(Stored entries)
--- Begin ---

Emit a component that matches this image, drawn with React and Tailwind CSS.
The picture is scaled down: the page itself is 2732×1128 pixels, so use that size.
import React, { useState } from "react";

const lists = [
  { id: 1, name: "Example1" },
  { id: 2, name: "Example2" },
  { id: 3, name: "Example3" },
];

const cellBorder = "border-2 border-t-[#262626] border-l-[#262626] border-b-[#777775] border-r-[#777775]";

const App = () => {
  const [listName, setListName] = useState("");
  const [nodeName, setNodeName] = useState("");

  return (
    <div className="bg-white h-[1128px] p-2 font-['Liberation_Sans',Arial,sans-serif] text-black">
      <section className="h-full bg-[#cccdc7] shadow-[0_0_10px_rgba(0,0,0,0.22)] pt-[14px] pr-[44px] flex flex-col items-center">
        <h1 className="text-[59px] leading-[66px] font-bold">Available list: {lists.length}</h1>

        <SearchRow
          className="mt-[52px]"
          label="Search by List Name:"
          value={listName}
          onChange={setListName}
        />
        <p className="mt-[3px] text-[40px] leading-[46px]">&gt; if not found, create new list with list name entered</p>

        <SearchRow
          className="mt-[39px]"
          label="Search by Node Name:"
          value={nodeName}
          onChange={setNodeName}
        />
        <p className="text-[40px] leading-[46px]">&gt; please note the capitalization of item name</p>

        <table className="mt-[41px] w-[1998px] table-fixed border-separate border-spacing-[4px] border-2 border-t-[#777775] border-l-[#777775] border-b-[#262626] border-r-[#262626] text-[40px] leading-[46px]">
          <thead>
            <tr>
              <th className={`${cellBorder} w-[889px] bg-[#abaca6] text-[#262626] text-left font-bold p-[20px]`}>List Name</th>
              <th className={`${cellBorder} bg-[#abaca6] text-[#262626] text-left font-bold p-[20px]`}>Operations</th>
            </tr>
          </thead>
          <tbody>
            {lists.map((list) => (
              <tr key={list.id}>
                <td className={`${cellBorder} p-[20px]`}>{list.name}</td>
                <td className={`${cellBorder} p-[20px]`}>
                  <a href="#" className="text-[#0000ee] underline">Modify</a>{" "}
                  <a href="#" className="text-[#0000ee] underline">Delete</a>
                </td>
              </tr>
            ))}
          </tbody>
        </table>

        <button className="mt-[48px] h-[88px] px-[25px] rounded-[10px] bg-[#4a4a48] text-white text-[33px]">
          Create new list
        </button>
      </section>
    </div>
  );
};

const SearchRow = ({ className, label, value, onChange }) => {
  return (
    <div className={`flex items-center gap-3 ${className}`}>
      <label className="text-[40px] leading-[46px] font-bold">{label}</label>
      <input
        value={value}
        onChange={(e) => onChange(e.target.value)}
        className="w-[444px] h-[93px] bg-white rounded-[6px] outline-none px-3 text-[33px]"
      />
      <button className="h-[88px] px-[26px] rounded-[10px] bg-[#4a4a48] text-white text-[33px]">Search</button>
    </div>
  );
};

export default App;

--- End ---
--- Begin ---

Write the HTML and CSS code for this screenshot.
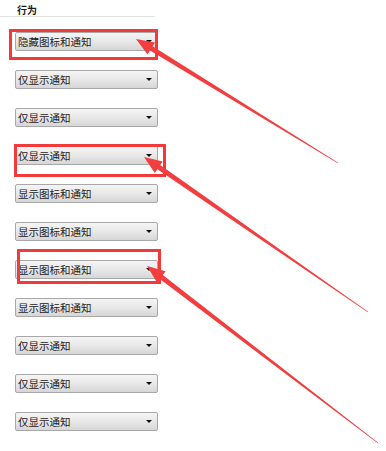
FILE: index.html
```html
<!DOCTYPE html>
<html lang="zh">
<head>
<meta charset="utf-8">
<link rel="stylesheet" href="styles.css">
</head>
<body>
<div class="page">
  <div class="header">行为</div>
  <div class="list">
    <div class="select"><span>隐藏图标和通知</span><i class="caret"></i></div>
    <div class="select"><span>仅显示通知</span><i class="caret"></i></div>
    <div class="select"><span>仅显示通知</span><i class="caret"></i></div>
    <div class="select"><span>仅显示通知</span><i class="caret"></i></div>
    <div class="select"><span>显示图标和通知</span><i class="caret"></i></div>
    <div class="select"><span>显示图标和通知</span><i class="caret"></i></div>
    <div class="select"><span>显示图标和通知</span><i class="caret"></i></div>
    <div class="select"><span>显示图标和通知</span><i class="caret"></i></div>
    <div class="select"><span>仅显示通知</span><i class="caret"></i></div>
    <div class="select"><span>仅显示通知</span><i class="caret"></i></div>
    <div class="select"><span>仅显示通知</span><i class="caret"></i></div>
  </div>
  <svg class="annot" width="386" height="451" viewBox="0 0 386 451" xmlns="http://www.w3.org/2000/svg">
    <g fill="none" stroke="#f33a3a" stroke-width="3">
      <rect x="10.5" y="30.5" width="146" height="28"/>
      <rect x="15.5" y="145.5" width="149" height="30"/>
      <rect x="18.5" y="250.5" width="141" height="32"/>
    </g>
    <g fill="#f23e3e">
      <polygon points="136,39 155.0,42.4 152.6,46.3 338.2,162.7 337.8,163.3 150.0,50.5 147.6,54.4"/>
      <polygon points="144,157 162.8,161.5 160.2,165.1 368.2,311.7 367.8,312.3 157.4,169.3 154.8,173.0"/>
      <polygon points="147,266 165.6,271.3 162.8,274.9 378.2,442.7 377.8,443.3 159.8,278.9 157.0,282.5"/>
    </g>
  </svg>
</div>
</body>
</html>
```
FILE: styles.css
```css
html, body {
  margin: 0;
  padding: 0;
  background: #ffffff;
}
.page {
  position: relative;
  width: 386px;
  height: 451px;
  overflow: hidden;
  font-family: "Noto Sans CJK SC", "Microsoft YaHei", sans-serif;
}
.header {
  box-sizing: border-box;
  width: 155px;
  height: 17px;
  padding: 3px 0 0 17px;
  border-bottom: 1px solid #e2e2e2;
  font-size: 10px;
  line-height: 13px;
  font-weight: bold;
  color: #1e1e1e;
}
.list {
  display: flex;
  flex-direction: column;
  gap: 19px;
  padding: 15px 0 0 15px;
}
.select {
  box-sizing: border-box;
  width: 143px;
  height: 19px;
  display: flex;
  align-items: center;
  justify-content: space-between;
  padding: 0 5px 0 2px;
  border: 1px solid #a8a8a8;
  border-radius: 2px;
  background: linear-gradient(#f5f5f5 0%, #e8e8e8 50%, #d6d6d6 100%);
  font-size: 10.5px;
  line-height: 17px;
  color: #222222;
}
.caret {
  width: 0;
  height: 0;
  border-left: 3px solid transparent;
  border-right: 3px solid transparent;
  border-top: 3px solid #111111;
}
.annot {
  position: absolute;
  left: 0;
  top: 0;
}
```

--- End ---

• SET EXERCISE: Retype only what lies between the line bearing "Emit a component" and the line bearing "of item name</p>", keeping both of those lines.

• OUTPUT BELOW:
Emit a component that matches this image, drawn with React and Tailwind CSS.
The picture is scaled down: the page itself is 2732×1128 pixels, so use that size.
import React, { useState } from "react";

const lists = [
  { id: 1, name: "Example1" },
  { id: 2, name: "Example2" },
  { id: 3, name: "Example3" },
];

const cellBorder = "border-2 border-t-[#262626] border-l-[#262626] border-b-[#777775] border-r-[#777775]";

const App = () => {
  const [listName, setListName] = useState("");
  const [nodeName, setNodeName] = useState("");

  return (
    <div className="bg-white h-[1128px] p-2 font-['Liberation_Sans',Arial,sans-serif] text-black">
      <section className="h-full bg-[#cccdc7] shadow-[0_0_10px_rgba(0,0,0,0.22)] pt-[14px] pr-[44px] flex flex-col items-center">
        <h1 className="text-[59px] leading-[66px] font-bold">Available list: {lists.length}</h1>

        <SearchRow
          className="mt-[52px]"
          label="Search by List Name:"
          value={listName}
          onChange={setListName}
        />
        <p className="mt-[3px] text-[40px] leading-[46px]">&gt; if not found, create new list with list name entered</p>

        <SearchRow
          className="mt-[39px]"
          label="Search by Node Name:"
          value={nodeName}
          onChange={setNodeName}
        />
        <p className="text-[40px] leading-[46px]">&gt; please note the capitalization of item name</p>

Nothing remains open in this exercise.